Сюда принадлежит также имя Якова Ивановича Булгакова, известного в истории дипломатики и словесности вашей. Нельзя без уважения обратить внимания на литературные труды его, служившие ему деятельным отдохновением от разнообразных и, по важности политических событий, весьма многосложных государственных занятий. При обширности официального письмоводства, успел он еще выдать до тридцати томов переводов своих. Такой подвиг может показаться сверхъестественным в ваше время, которое будто сократило сутки половиною: так много торопимся мы, и так мало успеваем! Не говоря уже о людях, занятых государственными должностями, сколько и между присяжными писателями найдется таких, которых бы стало на тридцать томов даже и переводов? Жаль, что пример Булгакова имел мало последователей; а еще достойнее сожаления, что немногие были бы и способны последовать ему. Правда и то, что султан Ахмет много способствовал ученым досугам его, заключив его, пред начатием войны в 1787 году, в Семибашенный Замок, в коем просидел он 27 месяцев. В сем заточении перевел он огромное сочинение аббата дела Порта Всемирный путешественник, состоящее в 27 томах, – по одному тому на месяц. Впрочем, занятия его в тюрьме были не одни литературные, но и политические. Не смотря на строгость надзора за ним, он находил способ переписываться с Императрицею, с князем Потемкиным и графом Безбородкою. Сохранив все свои сношения с преданными ему людьми в Константинополе, Булгаков, из тюрьмы своей, нередко сообщал князю Потемкину, стоявшему пред Очаковым, любопытные сведения о тайных предположениях верховного визиря. Рассказывают, что, при назначении своем посланником в Царьград, пришел он к Фон-Визину и спрашивал о содержании готовимой ему инструкции. «Вот в чем вся инструкция», отвечал ему, смеясь, Фон-Визин:
«У нас детей пугают Турками: должно это переменить и сделать так, чтобы вперед сам Султан в Царьграде дрожал имени русского; а прочее, при помощи Божией и ваших стараниях, придет уже само собою». Письма его в Фон-Визину отличаются веселою и остроумною шутливостию. По малым отрывкам, дошедшим до нас, можно заключить, что переписка их была очень откровенна и несколько настроена на лад философического XVIII века.

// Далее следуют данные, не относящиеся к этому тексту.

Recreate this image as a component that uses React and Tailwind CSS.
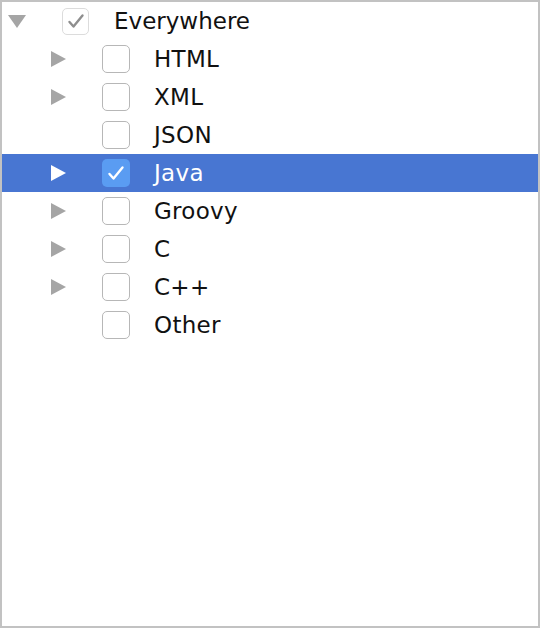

«Будьте уверены (писал Булгаков из Варшавы, от 12/23 января 1771), что все мое старание обращу заслужить вашу доверенность и вселить в вас мнение, что и в глуши есть люди, кои умеют отдавать справедливость имеющим достоинства; если ж мне того не удастся, то я во весь голос, которого однако у меня от частого кашля очень мало, закричу с Сумароковым: Бодливому быку судьба не ставит роги!».
«Комиссию, на меня наложенную, я, коль скоро можно будет, исполню и уже бы исполнил, если бы от меня зависело. Но Варшава теперь походит на пустой овин большого села, в котором была ярмарка и где поп пьян, а прихожане еще не охмелились, в следовательно в котором, кроме сорок и филинов, ничего нет. Отсюда даже до делателей зубочисток все разбежались, а по пресечении коммуникаций от защитников веры и вольности, кои церкви грабят, а проезжих вешают, ни откуда ничего сюда не везут. Однакож, хоть сам научусь делать, но с первым курьером зубочистки пришлю».
В письме от 26 июня 1773, также из Варшавы, на которое должно служить ответом, напечатанное во втором томе полного собрания сочинений Фон-Визина, от 13 сентября того же года, говорит он между прочим: «Если б в первом случае, который дал мне познать доброе ваше сердце и почувствовать плоды вашего обо мне попечения, отказали вы мне помощь вашу, я бы меньше, признаюсь, вас любил, но оставил бы в покое и тишине пользоваться всем хорошим в вашем месте, не требуя, чтобы вы уделили и на нас, бедных, света лучей, изливаемых на вас от солнца.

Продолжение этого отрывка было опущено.